To our knowledge, although studies have been carried out in order to automatize growth and development determination from cervical vertebrae in orthodontics, no method using artificial intelligence has been encountered. Multidisciplinary studies have been mostly performed on hand-wrist radiographs. Chang et al. [35] described the computer-assisted method of determining bone age based on the characteristics of phalanges, and they benefited from the backpropagation neural network for classification purposes. In this study, 10 input parameters from the left-hand X-ray images were applied to the neural networks, and 77.69% classification success was achieved. Giordano et al. [36] conducted studies on the pineal and diaphyseal images in hand-wrist radiographs in order to determine the bone age automatically.

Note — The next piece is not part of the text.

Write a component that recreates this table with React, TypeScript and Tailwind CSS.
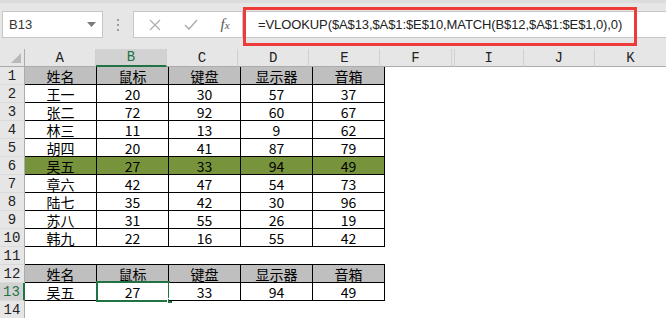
import React from "react";

type Cell = string;

const rows: { n: number; cells: Cell[]; kind: "head" | "data" | "hl" | "empty" | "blank" }[] = [
  { n: 1, cells: ["姓名", "鼠标", "键盘", "显示器", "音箱"], kind: "head" },
  { n: 2, cells: ["王一", "20", "30", "57", "37"], kind: "data" },
  { n: 3, cells: ["张二", "72", "92", "60", "67"], kind: "data" },
  { n: 4, cells: ["林三", "11", "13", "9", "62"], kind: "data" },
  { n: 5, cells: ["胡四", "20", "41", "87", "79"], kind: "data" },
  { n: 6, cells: ["吴五", "27", "33", "94", "49"], kind: "hl" },
  { n: 7, cells: ["章六", "42", "47", "54", "73"], kind: "data" },
  { n: 8, cells: ["陆七", "35", "42", "30", "96"], kind: "data" },
  { n: 9, cells: ["苏八", "31", "55", "26", "19"], kind: "data" },
  { n: 10, cells: ["韩九", "22", "16", "55", "42"], kind: "data" },
  { n: 11, cells: [], kind: "empty" },
  { n: 12, cells: ["姓名", "鼠标", "键盘", "显示器", "音箱"], kind: "head" },
  { n: 13, cells: ["吴五", "27", "33", "94", "49"], kind: "data" },
  { n: 14, cells: [], kind: "blank" },
];

const cellFont = "font-['Noto_Sans_CJK_SC','Noto_Sans',sans-serif] text-[14px]";
const headFont = "font-['Liberation_Mono','DejaVu_Sans_Mono',monospace] text-[14px]";

function Toolbar() {
  return (
    <div className="relative h-[49px] bg-[#e6e6e6] border-t-[3px] border-[#dcdcdc] flex items-start pt-[8px] pl-[2px] font-['Liberation_Sans',Arial,sans-serif]">
      {/* name box */}
      <div className="w-[101px] h-[27px] bg-white border border-[#c6c6c6] flex items-center justify-between pl-[6px] pr-[6px]">
        <span className="text-[13px] text-[#333]">B13</span>
        <svg width="9" height="5" viewBox="0 0 9 5">
          <path d="M0 0 H9 L4.5 5 Z" fill="#7a7a7a" />
        </svg>
      </div>
      {/* splitter dots */}
      <div className="w-[30px] h-[27px] flex flex-col items-center justify-center gap-[3px]">
        <span className="w-[2px] h-[2px] bg-[#9a9a9a]" />
        <span className="w-[2px] h-[2px] bg-[#9a9a9a]" />
        <span className="w-[2px] h-[2px] bg-[#9a9a9a]" />
      </div>
      {/* cancel / enter / fx */}
      <div className="w-[110px] h-[27px] bg-white border border-[#c6c6c6] flex items-center">
        <div className="w-[37px] flex justify-center pl-[4px]">
          <svg width="12" height="12" viewBox="0 0 12 12">
            <path d="M1 1 L11 11 M11 1 L1 11" stroke="#b0b0b0" strokeWidth="1.3" />
          </svg>
        </div>
        <div className="w-[37px] flex justify-center pl-[3px]">
          <svg width="14" height="11" viewBox="0 0 14 11">
            <path d="M1 6 L5 10 L13 1" stroke="#b0b0b0" strokeWidth="1.6" fill="none" />
          </svg>
        </div>
        <div className="w-[34px] flex justify-center">
          <span className="font-['Liberation_Serif',serif] italic text-[15px] text-[#555] leading-none">
            f<span className="text-[11px]">x</span>
          </span>
        </div>
      </div>
      {/* formula bar */}
      <div className="flex-1 h-[27px] bg-white border border-[#c6c6c6] border-r-0 flex items-center pl-[14px]">
        <span className="text-[13px] text-[#222] whitespace-nowrap tracking-[-0.1px]">
          =VLOOKUP($A$13,$A$1:$E$10,MATCH(B$12,$A$1:$E$1,0),0)
        </span>
      </div>
      {/* red highlight frame around the formula */}
      <div className="absolute left-[243px] top-[4px] w-[394px] h-[39px] border-[3px] border-[#ef3a3a]" />
    </div>
  );
}

const colLetters = ["A", "B", "C", "D", "E", "F"];

function ColumnHeader() {
  return (
    <div className={`flex h-[18px] bg-[#e6e6e6] ${headFont} text-[#222] leading-[16px]`}>
      <div className="w-[25px] h-full border-r border-b border-[#ababab] relative">
        <svg className="absolute right-[3px] bottom-[3px]" width="10" height="10" viewBox="0 0 10 10">
          <path d="M10 0 V10 H0 Z" fill="#b9b9b9" />
        </svg>
      </div>
      {colLetters.map((c) => {
        const sel = c === "B";
        return (
          <div
            key={c}
            className={`w-[72px] h-full flex items-center justify-center border-r border-[#d0d0d0] ${
              sel ? "bg-[#d2d2d2] text-[#217346] border-b-2 border-b-[#217346]" : "border-b border-b-[#ababab]"
            }`}
          >
            {c}
          </div>
        );
      })}
      <div className="w-[3px] h-full border-r border-[#d0d0d0] border-b border-b-[#ababab]" />
      <div className="w-[70px] h-full flex items-center justify-center border-r border-[#d0d0d0] border-b border-b-[#ababab]">I</div>
      <div className="w-[72px] h-full flex items-center justify-center border-r border-[#d0d0d0] border-b border-b-[#ababab]">J</div>
      <div className="w-[72px] h-full flex items-center justify-center border-b border-b-[#ababab]">K</div>
    </div>
  );
}

function Row({ n, cells, kind }: (typeof rows)[number]) {
  const selRow = n === 13;
  const bg = kind === "head" ? "bg-[#bfbfbf]" : kind === "hl" ? "bg-[#77933c]" : "bg-white";
  return (
    <div className="flex h-[18px]">
      <div
        className={`w-[25px] h-full flex items-center justify-center leading-[16px] ${headFont} ${
          selRow
            ? "bg-[#d2d2d2] text-[#217346] border-r-2 border-[#217346]"
            : "bg-[#e6e6e6] text-[#222] border-r border-[#ababab]"
        } border-b border-b-[#dadada]`}
      >
        {n}
      </div>
      {[0, 1, 2, 3, 4].map((i) => {
        if (kind === "blank") return <div key={i} className="w-[72px] h-full" />;
        if (kind === "empty")
          return <div key={i} className="w-[72px] h-full border-b border-black" />;
        const isSel = selRow && i === 1;
        return (
          <div
            key={i}
            className={`relative w-[72px] h-full border-r border-b border-black ${bg} ${cellFont} text-black flex items-end justify-center`}
          >
            <span className="block leading-[16px] h-[16px]">{cells[i]}</span>
            {isSel && (
              <div className="absolute -left-[1px] -top-[2px] w-[74px] h-[21px] border-2 border-[#217346]">
                <div className="absolute left-[69px] top-[15px] w-[6px] h-[6px] bg-[#217346] border border-white" />
              </div>
            )}
          </div>
        );
      })}
      <div className="flex-1 h-full bg-white" />
    </div>
  );
}

export default function App() {
  return (
    <div className="w-[666px] h-[318px] overflow-hidden bg-white">
      <Toolbar />
      <ColumnHeader />
      {rows.map((r) => (
        <Row key={r.n} {...r} />
      ))}
    </div>
  );
}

Li et al. [37] introduced the automatic detection of growth and development periods with the TW3 method from hand-wrist radiographs and with ANN among artificial intelligence methods.

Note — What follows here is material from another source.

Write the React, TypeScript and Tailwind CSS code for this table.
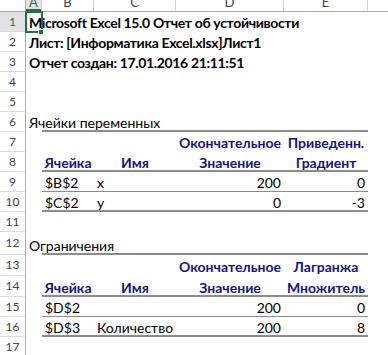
import React from 'react';

// column widths A..F
const COL_W = ['w-[16px]', 'w-[52px]', 'w-[82px]', 'w-[108px]', 'w-[84px]', 'w-[60px]'];
const LETTERS = ['A', 'B', 'C', 'D', 'E', 'F'];

const ROW_H: Record<number, string> = {
  20: 'h-[20px]',
  21: 'h-[21px]',
  23: 'h-[23px]',
};

type Kind = 'title' | 'text' | 'head' | 'num';
type Cell = { v: string; k: Kind; align?: 'left' | 'center' | 'right' };
type Line = 'thin' | 'medium';
interface SheetRow {
  n: number;
  h: number;
  cells?: Record<number, Cell>;
  line?: Line;
}

const head = (v: string): Cell => ({ v, k: 'head', align: 'center' });
const txt = (v: string): Cell => ({ v, k: 'text', align: 'left' });
const num = (v: string): Cell => ({ v, k: 'num', align: 'right' });

const rows: SheetRow[] = [
  { n: 1, h: 20, cells: { 0: { v: 'Microsoft Excel 15.0 Отчет об устойчивости', k: 'title' } } },
  { n: 2, h: 20, cells: { 0: { v: 'Лист: [Информатика Excel.xlsx]Лист1', k: 'title' } } },
  { n: 3, h: 20, cells: { 0: { v: 'Отчет создан: 17.01.2016 21:11:51', k: 'title' } } },
  { n: 4, h: 20 },
  { n: 5, h: 20 },
  { n: 6, h: 20, cells: { 0: txt('Ячейки переменных') }, line: 'medium' },
  { n: 7, h: 20, cells: { 3: head('Окончательное'), 4: head('Приведенн.') } },
  { n: 8, h: 20, cells: { 1: head('Ячейка'), 2: head('Имя'), 3: head('Значение'), 4: head('Градиент') }, line: 'medium' },
  { n: 9, h: 20, cells: { 1: txt('$B$2'), 2: txt('x'), 3: num('200'), 4: num('0') }, line: 'thin' },
  { n: 10, h: 20, cells: { 1: txt('$C$2'), 2: txt('y'), 3: num('0'), 4: num('-3') }, line: 'medium' },
  { n: 11, h: 20 },
  { n: 12, h: 23, cells: { 0: txt('Ограничения') }, line: 'medium' },
  { n: 13, h: 21, cells: { 3: head('Окончательное'), 4: head('Лагранжа') } },
  { n: 14, h: 21, cells: { 1: head('Ячейка'), 2: head('Имя'), 3: head('Значение'), 4: head('Множитель') }, line: 'medium' },
  { n: 15, h: 20, cells: { 1: txt('$D$2'), 3: num('200'), 4: num('0') }, line: 'thin' },
  { n: 16, h: 20, cells: { 1: txt('$D$3'), 2: txt('Количество'), 3: num('200'), 4: num('8') }, line: 'medium' },
  { n: 17, h: 20 },
];

const kindClass: Record<Kind, string> = {
  title: 'font-bold text-black tracking-[-0.35px]',
  text: 'text-black',
  head: 'font-bold text-[#14148a]',
  num: 'text-black',
};

const alignClass = {
  left: 'justify-start',
  center: 'justify-center',
  right: 'justify-end',
};

const lineClass: Record<Line, string> = {
  thin: 'shadow-[inset_0_-1px_0_#8c8c8c]',
  medium: 'shadow-[inset_0_-2px_0_#8c8c8c]',
};

const ColumnHeader = () => (
  <div className="flex h-[12px] border-b border-[#ababab]">
    <div className="w-[26px] shrink-0 border-r border-[#ababab]" />
    {LETTERS.map((l, i) => (
      <div
        key={l}
        className={`${COL_W[i]} shrink-0 flex items-end justify-center overflow-hidden border-r border-[#d4d4d4] pb-[2px] text-[13px] leading-[13px] ${
          i === 0 ? 'bg-[#e1e1e1] text-[#217346] shadow-[inset_0_-2px_0_#217346]' : 'text-[#444]'
        }`}
      >
        {l}
      </div>
    ))}
  </div>
);

const Row = ({ row }: { row: SheetRow }) => (
  <div className={`flex ${ROW_H[row.h]}`}>
    <div
      className={`w-[26px] shrink-0 flex items-center justify-center border-r border-b border-r-[#ababab] border-b-[#dadada] text-[12px] ${
        row.n === 1 ? 'bg-[#e1e1e1] text-[#217346]' : 'text-[#444]'
      }`}
    >
      {row.n}
    </div>
    {COL_W.map((w, i) => {
      const cell = row.cells?.[i];
      const line = row.line && i >= 1 && i <= 4 ? lineClass[row.line] : '';
      return (
        <div
          key={i}
          className={`${w} shrink-0 flex items-end px-[3px] pb-[1px] text-[14px] leading-[17px] whitespace-nowrap ${line} ${
            cell ? alignClass[cell.align ?? 'left'] : ''
          }`}
        >
          {cell && <span className={kindClass[cell.k]}>{cell.v}</span>}
        </div>
      );
    })}
  </div>
);

export default function App() {
  return (
    <div className="relative w-[388px] h-[355px] overflow-hidden bg-white font-['Lato','Roboto',sans-serif]">
      <ColumnHeader />
      {rows.map((r) => (
        <Row key={r.n} row={r} />
      ))}
      {/* active cell A1 */}
      <div className="absolute left-[25px] top-[11px] w-[18px] h-[22px] border-2 border-[#217346]" />
      <div className="absolute left-[38px] top-[29px] w-[6px] h-[6px] bg-[#217346] border border-white" />
    </div>
  );
}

According to confusion matrices for all data set, Log.Regr had the lowest values for CVS1–CVS4–CVS5–CVS6. Most of the CVS4 was identified as CVS3 and CVS5 was identified as CVS4 by Log.Regr. algorithm. Its CA values of five-fold cross-validation were low too. It was observed from confusion matrices that kNN had the highest values for CVS5–CVS6 and the lowest values for CVS2–CVS3. By the way, kNN algorithm had low values at five-fold cross-validation. In determining CVS, different algorithms for each stage showed low and high values. In our experimental study, algorithms except ANN were not able to demonstrate consistent achievement in determining each class correctly. The ANN algorithm was observed to have the second-highest accuracy values in both five-fold cross-validation and confusion matrices results for determining all stages except CVS5. We have shown the ANN algorithm has been found out to be the steadier algorithm than others in determining cervical vertebrae stages. According to confusion matrices, ANN classification success was CVS1 (93%), CVS2 (89.7%), CVS6 (78%), CVS3 (68.8%), CVS4 (55.6%), and CVS5 (47.4%), respectively. The five-fold cross-validation of ANN’s CA values were the lowest 85 and higher.

Conclusions

Artificial intelligence algorithms can be used for diagnostic purposes in all sciences where growth development needs to be determined. Thus, more accurate and unbiased decisions can be obtained. By providing decision support to clinicians, it can provide faster and more effective diagnosis and contribute to the accuracy, reliability, and reproducibility of the diagnosis. In the orthodontic science that is digitized day by day, we think that time and labor can be saved by developing computer-assisted decision support programs and integrating them into existing programs.

As a conclusion, kNN and Log.Regr. algorithms had the lowest accuracy values, while SVM, RF, Tree, and NB algorithms had varying accuracy values so ANN could be the preferred method for determining CVS according to our experimental study.